#### Dataset ####

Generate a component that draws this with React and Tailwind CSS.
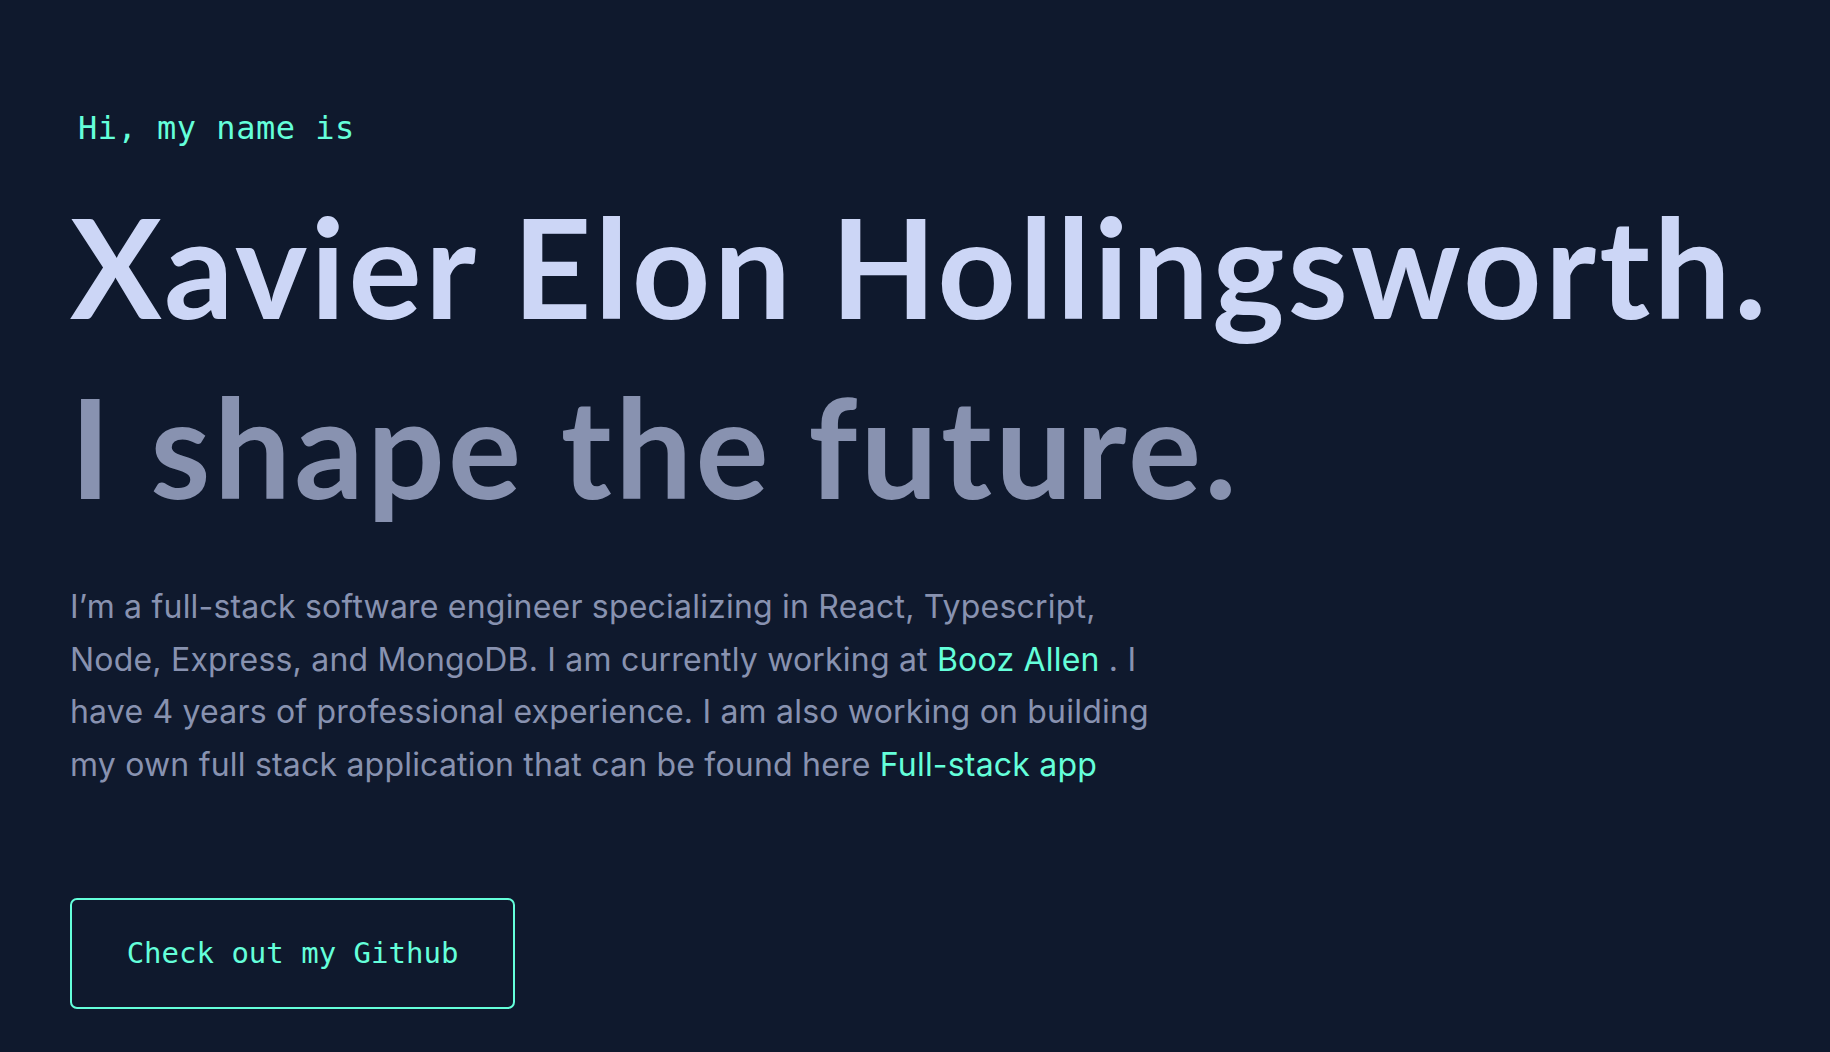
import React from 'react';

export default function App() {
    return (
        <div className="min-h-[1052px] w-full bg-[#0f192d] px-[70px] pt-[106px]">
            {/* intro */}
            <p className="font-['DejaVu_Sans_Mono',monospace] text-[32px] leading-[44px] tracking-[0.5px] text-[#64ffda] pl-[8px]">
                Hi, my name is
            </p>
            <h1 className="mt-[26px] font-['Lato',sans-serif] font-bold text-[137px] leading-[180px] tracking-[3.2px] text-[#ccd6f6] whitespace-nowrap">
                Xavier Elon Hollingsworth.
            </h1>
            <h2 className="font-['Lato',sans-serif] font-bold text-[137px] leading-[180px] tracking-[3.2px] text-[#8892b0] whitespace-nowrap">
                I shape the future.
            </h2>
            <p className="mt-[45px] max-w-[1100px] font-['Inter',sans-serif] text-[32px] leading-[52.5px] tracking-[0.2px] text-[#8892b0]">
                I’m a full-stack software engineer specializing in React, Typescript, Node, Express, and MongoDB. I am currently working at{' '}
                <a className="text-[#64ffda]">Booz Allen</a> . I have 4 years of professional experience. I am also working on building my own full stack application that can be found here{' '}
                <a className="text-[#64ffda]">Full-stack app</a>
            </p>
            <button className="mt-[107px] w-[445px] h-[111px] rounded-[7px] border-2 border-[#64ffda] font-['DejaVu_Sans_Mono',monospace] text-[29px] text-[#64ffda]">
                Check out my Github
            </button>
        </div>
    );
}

####
#### Dataset ####

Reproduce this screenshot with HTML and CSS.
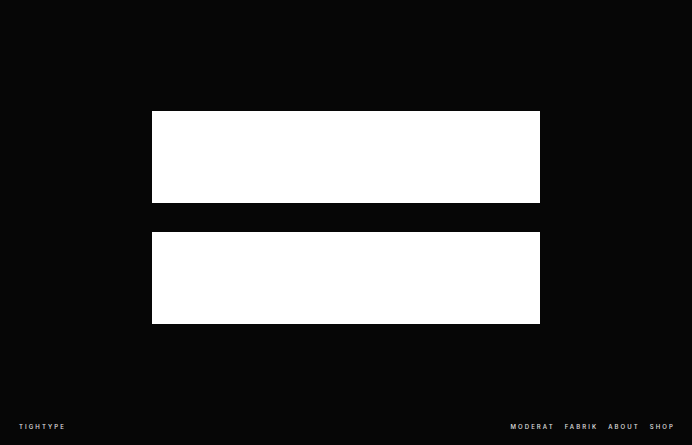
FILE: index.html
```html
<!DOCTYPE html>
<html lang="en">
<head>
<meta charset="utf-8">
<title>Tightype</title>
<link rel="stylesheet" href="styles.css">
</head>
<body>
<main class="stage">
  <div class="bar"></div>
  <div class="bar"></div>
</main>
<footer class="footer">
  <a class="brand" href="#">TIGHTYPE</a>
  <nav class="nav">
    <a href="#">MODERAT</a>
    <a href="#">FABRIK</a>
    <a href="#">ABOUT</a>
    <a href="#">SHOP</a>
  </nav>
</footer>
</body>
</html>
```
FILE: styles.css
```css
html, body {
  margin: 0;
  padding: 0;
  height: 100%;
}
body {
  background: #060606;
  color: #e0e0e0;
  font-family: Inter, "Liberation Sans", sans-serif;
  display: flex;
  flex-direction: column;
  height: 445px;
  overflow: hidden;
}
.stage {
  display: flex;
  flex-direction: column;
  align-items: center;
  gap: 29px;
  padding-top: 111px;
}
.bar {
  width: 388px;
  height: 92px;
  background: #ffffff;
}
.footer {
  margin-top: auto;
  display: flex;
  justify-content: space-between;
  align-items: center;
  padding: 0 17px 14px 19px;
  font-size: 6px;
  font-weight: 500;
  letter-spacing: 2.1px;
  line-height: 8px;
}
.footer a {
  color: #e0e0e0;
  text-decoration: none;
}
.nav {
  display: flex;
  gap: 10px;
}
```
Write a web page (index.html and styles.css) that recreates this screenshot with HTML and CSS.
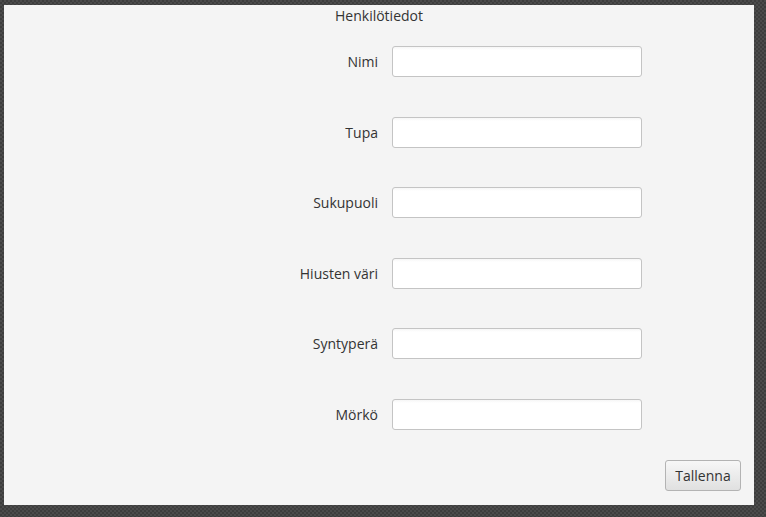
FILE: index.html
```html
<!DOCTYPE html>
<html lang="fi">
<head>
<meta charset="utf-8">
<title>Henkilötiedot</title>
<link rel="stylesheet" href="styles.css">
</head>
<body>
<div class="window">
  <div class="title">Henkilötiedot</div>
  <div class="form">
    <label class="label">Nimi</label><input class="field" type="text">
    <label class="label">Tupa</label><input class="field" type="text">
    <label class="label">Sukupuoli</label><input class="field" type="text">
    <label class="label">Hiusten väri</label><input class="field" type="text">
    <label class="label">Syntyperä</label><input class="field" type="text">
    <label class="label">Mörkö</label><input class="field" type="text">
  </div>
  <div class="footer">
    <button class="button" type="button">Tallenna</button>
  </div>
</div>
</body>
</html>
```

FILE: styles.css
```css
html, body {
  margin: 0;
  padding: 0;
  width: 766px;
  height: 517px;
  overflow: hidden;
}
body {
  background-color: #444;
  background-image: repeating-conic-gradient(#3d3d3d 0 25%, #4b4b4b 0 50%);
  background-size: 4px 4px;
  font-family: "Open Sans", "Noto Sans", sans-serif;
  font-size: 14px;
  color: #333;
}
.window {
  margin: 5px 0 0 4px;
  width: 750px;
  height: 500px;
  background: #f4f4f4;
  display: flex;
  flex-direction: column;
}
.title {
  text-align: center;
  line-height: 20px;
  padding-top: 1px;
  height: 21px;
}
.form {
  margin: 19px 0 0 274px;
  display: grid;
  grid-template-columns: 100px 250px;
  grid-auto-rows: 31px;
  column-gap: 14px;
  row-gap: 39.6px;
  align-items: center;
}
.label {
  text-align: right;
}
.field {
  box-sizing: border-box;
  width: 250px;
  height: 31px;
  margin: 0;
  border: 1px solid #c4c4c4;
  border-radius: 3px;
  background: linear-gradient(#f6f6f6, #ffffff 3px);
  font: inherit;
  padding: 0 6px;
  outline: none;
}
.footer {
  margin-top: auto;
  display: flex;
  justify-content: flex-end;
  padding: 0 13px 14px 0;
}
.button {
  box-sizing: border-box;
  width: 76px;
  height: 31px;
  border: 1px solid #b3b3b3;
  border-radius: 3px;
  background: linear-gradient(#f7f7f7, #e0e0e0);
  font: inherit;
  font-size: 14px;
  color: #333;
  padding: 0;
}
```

####

Directions → Nothing but the lines above, starting at the line that contains "Generate a component" and ending at the line that contains "import React from 'react';", should be given again, exactly and without the pictures.

Correct response →
Generate a component that draws this with React and Tailwind CSS.
import React from 'react';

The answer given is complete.